While it might appear that Bitwig Studio is stepping out of our imaginary ring the victor, leaving Live standing but beaten on points, that's probably down to its flashier feature set, which is always going to garner the most attention in a head-to-head comparison like this.
In real-world usage, though, the two actually differ in far more subtle ways than just the things we've covered here. Live’s more refined, calmer vibe and clearer direction count for a lot. Bitwig might have the greater flexibility in terms of GUI customisation and all that, but if you already love the way Live looks, feels and operates, you could well find Bitwig overly busy and hectic.

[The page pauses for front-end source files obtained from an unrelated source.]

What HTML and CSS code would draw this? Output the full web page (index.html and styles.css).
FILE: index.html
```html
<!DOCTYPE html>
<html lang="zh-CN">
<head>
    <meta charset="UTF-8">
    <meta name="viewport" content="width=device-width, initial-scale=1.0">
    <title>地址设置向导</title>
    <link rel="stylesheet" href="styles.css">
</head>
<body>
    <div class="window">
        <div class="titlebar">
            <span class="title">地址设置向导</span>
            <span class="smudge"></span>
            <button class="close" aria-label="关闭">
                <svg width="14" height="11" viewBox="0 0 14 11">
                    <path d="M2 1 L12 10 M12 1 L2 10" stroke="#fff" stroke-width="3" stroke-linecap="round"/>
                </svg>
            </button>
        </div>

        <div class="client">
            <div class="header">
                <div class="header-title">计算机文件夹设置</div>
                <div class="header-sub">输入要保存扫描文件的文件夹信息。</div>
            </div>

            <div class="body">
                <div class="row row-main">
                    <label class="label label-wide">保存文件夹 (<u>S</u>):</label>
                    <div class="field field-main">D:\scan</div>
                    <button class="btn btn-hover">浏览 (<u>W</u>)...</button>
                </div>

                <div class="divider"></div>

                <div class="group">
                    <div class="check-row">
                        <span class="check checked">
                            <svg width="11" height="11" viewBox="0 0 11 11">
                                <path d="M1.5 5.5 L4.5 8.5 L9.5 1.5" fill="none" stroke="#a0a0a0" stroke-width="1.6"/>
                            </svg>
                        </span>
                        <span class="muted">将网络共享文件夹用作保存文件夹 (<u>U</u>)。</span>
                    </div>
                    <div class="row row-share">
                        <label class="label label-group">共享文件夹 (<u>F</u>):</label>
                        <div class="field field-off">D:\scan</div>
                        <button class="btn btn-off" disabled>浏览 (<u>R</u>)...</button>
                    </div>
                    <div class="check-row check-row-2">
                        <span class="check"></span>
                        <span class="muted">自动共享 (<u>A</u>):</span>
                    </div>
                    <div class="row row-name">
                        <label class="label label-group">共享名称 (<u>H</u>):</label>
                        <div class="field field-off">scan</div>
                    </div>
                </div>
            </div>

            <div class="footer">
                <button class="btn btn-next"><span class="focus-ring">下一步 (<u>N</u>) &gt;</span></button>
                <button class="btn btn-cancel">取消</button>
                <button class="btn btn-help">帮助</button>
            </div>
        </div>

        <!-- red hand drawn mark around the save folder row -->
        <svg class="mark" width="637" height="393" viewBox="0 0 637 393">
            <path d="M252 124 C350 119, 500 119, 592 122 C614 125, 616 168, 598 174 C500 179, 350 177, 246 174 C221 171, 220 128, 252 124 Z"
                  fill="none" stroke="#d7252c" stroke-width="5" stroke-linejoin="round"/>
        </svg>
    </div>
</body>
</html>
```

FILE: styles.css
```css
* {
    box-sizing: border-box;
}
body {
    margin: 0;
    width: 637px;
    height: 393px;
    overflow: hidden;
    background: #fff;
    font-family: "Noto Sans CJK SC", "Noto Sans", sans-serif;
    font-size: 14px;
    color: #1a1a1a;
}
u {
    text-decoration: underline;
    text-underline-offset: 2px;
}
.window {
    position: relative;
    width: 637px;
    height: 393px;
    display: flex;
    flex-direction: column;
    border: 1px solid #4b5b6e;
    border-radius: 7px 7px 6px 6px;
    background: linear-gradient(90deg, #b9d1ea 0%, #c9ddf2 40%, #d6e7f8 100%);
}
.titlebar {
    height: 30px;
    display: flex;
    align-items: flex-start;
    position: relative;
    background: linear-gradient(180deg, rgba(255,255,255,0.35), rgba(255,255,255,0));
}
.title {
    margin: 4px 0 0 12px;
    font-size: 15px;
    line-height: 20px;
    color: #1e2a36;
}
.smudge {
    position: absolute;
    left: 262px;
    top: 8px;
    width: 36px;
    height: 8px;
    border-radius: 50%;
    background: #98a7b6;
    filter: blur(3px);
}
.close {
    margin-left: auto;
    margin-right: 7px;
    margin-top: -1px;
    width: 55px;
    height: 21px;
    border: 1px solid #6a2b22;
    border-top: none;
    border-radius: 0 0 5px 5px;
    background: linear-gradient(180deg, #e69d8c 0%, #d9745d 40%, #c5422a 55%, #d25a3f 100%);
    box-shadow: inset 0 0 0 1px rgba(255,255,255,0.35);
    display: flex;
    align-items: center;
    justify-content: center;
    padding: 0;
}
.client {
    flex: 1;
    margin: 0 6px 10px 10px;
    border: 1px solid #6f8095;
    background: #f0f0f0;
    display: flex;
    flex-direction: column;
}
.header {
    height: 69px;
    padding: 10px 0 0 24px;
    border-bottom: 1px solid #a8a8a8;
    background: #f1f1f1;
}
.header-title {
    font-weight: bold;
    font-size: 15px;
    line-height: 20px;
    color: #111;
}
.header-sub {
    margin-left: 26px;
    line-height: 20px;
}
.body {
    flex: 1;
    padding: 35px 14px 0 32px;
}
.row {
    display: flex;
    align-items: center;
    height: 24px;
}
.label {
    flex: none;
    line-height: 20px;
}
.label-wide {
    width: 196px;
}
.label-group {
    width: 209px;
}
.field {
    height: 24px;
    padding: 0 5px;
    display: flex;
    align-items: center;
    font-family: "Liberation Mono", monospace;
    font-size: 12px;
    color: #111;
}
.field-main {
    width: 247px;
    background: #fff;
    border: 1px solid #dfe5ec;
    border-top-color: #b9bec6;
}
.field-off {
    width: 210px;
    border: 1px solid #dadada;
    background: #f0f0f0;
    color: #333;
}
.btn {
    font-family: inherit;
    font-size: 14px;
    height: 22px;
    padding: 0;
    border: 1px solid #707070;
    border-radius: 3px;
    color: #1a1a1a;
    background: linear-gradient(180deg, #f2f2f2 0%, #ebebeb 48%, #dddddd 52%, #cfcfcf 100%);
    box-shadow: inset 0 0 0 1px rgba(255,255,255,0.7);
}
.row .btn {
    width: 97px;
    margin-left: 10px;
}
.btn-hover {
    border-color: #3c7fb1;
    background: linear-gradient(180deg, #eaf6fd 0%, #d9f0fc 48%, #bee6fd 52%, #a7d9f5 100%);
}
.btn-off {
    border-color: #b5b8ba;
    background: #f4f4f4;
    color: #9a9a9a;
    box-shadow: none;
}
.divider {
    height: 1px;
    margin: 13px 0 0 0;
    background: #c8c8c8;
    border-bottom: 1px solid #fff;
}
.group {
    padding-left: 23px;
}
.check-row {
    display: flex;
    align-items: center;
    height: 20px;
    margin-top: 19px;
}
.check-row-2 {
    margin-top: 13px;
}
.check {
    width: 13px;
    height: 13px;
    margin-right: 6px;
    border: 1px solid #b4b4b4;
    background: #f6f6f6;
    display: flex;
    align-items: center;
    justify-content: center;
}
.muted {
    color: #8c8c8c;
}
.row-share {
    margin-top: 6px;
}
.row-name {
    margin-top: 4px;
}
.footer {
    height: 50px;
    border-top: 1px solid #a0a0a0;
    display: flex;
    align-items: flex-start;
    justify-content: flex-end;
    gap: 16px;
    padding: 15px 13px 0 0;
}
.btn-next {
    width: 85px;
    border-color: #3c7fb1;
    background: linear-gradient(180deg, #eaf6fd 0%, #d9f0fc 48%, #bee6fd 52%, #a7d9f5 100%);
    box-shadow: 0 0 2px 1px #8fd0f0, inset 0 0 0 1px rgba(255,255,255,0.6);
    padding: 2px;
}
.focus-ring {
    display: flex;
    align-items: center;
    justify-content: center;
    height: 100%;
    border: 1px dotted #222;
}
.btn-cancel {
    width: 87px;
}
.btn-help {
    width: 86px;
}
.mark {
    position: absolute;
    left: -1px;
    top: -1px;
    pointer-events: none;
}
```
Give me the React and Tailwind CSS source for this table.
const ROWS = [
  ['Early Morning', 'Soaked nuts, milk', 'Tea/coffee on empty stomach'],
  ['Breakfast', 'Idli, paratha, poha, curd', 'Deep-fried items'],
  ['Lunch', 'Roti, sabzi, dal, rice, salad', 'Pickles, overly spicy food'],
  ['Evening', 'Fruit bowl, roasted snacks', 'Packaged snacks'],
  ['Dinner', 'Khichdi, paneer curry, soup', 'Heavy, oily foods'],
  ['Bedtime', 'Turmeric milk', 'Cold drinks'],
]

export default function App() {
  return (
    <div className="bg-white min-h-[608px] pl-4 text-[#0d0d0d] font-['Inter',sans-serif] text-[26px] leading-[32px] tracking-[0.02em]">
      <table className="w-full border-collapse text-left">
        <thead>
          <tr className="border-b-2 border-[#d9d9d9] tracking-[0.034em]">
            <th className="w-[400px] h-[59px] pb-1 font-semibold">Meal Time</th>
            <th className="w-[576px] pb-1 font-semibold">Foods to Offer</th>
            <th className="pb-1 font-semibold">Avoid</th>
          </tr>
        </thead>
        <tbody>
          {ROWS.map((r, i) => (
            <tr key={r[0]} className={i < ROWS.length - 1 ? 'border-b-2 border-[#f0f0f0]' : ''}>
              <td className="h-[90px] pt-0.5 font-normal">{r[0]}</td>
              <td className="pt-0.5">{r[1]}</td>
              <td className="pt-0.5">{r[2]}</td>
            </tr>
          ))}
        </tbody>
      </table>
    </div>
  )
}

Also, with its MIDI-controllable crossfader and Looper device, Live’s status as king of the stage remains unchallenged by Bitwig Studio or any other DAW.
However, there can be no doubt that Bitwig Studio is a massive success, and with Bitwig’s immediate future plans including an integrated modular device construction system, and collaboration over LAN and the internet, Ableton needs to get a lot more innovative than it has been in the last five years if it wants to truly compete on a purely technological level.
As Ableton knows all too well from its halcyon days, being the upstart newcomer in a market dominated by established heavyweights can be a great position to hold in terms of marketing and opportunity - as long as the product itself is up to scratch, which Bitwig Studio clearly is. However, whether Bitwig has blown all its best ideas already or there's much more to come remains to be seen; and who knows what Ableton has got in development?
Ultimately, while Bitwig Studio may be able to claim the more cutting-edge, flexible feature set, it is the newer DAW of the two, and Live still outshines it in many areas. No one should be in any rush to switch without carefully considering the pros and cons of both.